Where a line holds "component", copy it.

* Entries with page source code *
^^^^
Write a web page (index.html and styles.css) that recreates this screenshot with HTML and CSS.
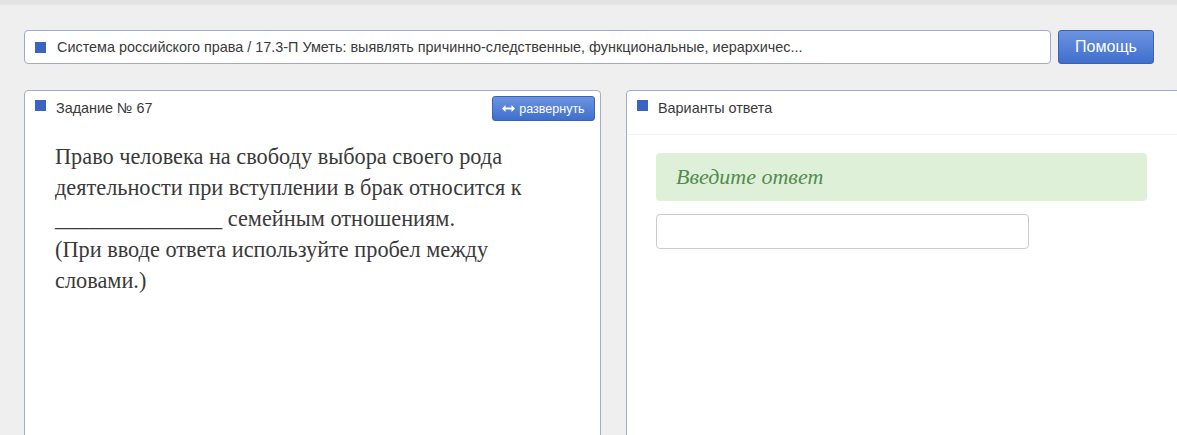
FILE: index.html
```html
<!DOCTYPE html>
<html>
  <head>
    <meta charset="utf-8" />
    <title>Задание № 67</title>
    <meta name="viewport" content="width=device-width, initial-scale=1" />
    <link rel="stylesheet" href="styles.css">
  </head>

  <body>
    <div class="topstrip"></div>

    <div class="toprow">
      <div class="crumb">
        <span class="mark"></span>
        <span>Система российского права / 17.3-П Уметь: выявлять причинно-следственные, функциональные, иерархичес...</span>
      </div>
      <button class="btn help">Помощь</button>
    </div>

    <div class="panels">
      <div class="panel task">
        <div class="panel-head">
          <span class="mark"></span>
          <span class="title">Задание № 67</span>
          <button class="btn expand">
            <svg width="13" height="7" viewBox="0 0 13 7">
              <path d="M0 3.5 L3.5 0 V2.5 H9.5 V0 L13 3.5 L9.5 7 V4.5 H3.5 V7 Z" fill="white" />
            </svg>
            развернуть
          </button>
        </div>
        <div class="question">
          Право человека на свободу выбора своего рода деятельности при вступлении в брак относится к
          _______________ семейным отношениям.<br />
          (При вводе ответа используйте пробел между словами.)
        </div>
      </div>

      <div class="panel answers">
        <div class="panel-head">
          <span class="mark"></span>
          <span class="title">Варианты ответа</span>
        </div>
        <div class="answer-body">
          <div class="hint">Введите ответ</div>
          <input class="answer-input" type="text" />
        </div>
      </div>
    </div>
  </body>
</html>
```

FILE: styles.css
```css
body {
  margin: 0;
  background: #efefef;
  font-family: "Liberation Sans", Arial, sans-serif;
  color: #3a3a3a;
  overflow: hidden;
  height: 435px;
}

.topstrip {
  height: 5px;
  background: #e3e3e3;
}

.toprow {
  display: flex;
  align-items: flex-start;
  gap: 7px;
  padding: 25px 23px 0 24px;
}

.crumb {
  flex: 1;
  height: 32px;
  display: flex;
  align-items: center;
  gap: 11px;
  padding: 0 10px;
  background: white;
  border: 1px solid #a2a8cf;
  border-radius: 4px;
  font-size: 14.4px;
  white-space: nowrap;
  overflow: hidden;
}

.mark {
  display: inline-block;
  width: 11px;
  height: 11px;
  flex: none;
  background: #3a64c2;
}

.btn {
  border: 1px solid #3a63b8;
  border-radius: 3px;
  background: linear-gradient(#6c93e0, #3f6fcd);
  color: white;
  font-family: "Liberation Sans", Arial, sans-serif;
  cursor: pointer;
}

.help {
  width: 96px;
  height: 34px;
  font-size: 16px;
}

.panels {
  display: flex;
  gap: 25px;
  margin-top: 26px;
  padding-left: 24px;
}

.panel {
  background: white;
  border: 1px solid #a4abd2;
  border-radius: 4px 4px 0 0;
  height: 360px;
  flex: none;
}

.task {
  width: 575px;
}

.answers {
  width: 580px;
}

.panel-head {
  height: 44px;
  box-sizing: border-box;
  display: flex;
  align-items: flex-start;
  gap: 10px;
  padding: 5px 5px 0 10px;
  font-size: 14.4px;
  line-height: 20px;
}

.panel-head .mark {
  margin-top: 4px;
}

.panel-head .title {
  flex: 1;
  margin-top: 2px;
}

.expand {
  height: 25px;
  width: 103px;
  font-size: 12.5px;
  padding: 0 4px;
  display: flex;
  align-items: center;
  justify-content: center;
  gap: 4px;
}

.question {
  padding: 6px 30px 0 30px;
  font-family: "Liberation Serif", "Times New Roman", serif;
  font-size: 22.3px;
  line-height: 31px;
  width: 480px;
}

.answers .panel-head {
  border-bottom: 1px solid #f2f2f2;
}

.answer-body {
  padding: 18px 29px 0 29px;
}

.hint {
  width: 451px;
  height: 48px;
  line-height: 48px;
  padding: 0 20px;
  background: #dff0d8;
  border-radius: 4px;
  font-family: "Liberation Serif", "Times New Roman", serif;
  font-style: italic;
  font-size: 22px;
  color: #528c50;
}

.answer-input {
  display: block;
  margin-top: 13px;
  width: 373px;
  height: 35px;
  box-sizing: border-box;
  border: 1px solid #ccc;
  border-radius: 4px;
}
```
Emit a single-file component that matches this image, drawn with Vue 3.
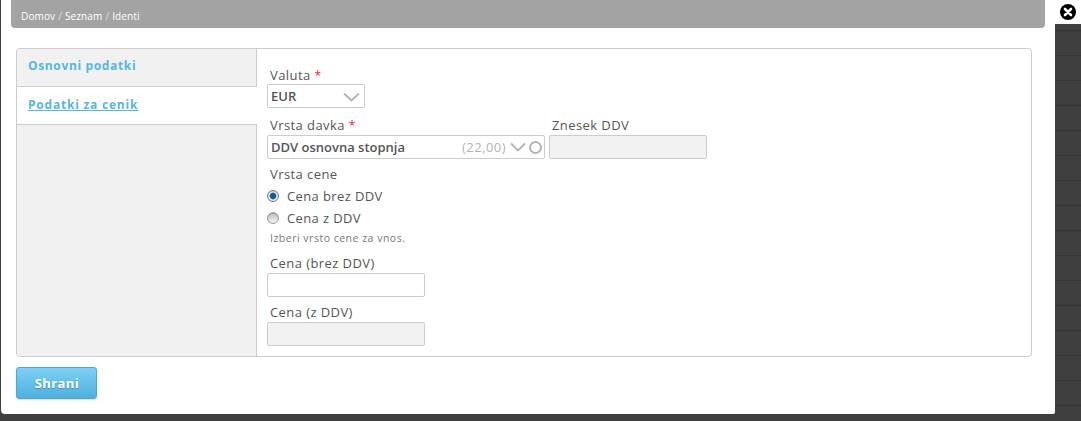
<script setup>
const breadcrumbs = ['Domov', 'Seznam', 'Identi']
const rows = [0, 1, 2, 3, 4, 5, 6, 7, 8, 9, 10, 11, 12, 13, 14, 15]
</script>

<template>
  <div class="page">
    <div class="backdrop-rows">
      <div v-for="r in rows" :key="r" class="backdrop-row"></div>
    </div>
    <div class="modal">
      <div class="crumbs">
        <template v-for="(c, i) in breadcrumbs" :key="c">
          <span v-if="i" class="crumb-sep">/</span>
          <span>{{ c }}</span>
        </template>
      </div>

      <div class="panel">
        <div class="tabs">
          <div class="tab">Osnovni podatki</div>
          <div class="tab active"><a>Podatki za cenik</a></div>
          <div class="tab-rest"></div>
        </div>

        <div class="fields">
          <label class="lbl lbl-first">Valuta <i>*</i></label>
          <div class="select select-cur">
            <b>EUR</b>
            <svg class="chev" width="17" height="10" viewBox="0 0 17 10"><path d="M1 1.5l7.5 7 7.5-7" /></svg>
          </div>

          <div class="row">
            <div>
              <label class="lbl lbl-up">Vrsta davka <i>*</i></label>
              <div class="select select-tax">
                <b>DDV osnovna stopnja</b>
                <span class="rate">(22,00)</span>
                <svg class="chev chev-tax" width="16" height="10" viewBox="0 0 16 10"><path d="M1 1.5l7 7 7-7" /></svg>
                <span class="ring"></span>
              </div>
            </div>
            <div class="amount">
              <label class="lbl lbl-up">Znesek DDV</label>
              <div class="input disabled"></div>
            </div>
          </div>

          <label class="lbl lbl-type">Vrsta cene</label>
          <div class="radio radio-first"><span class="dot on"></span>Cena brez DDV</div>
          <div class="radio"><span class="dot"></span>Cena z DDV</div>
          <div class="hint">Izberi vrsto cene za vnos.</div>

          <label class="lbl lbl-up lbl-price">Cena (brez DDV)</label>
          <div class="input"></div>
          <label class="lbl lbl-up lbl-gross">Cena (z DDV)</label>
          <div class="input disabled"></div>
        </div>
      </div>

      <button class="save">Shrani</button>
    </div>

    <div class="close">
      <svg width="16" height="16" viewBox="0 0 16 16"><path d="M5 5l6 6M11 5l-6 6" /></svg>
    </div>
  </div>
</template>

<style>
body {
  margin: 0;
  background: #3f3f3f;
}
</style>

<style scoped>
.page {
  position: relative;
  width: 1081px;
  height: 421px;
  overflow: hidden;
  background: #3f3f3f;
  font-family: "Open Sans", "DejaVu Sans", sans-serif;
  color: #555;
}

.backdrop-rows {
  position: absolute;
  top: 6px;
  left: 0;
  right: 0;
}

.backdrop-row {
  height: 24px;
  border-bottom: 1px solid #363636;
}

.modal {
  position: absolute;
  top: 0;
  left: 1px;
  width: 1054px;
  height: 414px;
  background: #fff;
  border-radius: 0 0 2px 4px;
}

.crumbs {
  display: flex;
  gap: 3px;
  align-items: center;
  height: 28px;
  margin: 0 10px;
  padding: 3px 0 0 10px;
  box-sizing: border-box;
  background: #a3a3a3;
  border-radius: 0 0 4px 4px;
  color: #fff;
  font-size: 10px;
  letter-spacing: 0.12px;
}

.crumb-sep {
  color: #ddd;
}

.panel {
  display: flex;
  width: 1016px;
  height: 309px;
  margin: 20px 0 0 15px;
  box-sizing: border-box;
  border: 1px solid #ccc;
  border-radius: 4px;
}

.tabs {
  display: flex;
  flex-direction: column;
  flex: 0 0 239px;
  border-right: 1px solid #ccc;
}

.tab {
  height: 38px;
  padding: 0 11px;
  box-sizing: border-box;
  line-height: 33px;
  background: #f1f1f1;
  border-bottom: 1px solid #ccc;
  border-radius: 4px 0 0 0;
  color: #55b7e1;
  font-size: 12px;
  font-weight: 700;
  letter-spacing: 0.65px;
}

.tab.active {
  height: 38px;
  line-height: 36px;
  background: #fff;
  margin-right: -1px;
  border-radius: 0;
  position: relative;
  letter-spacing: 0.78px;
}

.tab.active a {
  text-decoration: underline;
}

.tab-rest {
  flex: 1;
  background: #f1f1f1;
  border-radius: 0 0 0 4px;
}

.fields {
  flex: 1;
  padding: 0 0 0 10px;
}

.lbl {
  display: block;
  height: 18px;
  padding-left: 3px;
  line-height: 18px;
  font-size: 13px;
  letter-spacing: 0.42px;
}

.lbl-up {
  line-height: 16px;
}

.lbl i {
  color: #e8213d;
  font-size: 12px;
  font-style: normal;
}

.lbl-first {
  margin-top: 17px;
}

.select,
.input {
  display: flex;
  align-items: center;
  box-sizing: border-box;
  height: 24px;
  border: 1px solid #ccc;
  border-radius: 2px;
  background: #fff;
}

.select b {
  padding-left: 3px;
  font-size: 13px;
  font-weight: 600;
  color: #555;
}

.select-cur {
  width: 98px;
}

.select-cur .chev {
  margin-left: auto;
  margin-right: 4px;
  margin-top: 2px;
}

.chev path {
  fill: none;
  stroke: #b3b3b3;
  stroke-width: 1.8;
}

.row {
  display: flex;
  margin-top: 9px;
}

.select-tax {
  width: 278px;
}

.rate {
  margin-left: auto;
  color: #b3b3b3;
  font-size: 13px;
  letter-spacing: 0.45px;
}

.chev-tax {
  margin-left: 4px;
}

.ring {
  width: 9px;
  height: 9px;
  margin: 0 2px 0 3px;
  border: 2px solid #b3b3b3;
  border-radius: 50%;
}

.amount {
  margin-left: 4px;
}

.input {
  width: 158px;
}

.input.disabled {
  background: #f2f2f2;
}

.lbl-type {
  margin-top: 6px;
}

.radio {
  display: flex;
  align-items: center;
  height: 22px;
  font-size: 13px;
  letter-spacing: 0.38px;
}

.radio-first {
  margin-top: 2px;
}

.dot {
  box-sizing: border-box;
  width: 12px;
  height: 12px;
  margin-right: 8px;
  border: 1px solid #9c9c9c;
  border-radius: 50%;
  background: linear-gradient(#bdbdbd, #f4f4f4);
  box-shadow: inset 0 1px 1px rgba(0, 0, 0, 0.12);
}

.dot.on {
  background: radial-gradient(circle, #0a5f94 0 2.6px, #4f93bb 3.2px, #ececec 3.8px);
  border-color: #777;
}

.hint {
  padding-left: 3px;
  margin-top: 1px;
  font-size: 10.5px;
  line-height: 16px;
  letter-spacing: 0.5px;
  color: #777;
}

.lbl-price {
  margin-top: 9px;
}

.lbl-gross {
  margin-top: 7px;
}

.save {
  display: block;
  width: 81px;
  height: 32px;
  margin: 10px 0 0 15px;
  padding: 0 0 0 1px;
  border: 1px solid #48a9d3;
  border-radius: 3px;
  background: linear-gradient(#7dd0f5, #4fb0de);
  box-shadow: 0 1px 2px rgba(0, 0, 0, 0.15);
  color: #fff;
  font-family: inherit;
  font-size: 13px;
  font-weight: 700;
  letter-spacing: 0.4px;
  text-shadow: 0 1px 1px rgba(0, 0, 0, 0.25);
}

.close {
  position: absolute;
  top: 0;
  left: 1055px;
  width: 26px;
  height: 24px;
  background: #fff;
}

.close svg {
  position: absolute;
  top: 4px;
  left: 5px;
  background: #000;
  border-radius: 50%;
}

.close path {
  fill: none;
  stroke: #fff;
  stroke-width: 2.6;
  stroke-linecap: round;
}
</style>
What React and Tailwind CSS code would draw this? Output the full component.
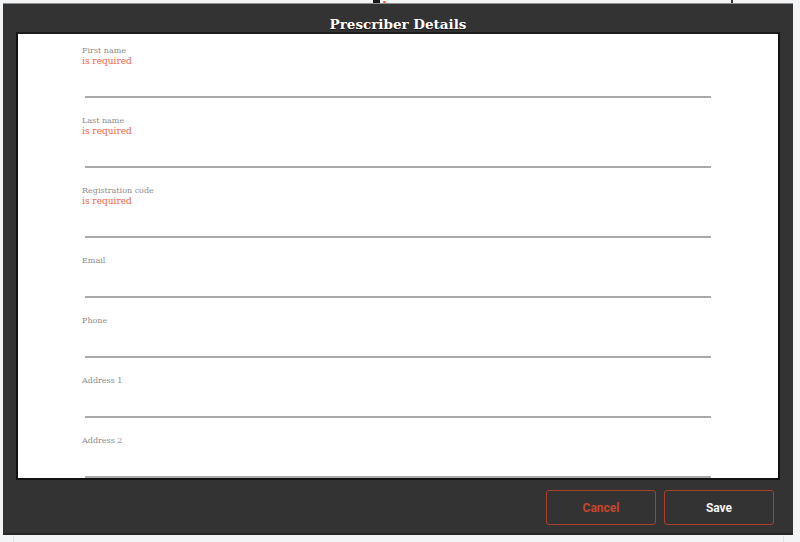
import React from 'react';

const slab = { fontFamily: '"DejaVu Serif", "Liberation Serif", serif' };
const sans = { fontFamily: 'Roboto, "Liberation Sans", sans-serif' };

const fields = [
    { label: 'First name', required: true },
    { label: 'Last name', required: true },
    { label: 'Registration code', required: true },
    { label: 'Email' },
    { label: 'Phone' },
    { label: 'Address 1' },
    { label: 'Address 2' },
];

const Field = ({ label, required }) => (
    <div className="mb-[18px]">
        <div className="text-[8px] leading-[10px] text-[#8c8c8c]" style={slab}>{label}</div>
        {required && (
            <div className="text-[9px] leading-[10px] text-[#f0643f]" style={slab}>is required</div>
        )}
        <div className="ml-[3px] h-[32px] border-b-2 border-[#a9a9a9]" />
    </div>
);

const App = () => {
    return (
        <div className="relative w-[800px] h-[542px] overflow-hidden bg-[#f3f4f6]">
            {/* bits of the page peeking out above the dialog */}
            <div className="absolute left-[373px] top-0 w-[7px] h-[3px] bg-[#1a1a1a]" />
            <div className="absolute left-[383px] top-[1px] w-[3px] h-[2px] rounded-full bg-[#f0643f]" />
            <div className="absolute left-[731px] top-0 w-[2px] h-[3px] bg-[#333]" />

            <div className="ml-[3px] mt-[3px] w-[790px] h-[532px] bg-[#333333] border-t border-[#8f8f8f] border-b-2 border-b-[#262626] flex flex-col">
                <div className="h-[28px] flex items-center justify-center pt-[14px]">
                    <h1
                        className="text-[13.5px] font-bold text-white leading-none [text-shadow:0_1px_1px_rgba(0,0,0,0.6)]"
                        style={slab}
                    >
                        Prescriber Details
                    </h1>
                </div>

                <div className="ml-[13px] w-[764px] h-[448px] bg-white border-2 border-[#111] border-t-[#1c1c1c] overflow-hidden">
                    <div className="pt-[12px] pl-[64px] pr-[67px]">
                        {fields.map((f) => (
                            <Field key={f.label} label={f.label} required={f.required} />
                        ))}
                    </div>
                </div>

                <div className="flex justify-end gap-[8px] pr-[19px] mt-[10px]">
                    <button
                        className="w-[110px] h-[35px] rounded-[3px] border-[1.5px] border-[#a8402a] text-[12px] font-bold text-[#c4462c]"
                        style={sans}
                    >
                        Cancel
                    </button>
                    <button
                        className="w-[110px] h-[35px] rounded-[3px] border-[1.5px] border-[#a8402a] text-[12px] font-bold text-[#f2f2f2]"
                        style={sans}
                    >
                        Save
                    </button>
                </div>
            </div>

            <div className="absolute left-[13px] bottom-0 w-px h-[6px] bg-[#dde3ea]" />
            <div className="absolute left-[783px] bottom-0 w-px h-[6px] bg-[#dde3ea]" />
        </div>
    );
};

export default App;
^^^^
* EXPECTED OUTPUT *
Emit a single-file component that matches this image, drawn with Vue 3.
What React and Tailwind CSS code would draw this? Output the full component.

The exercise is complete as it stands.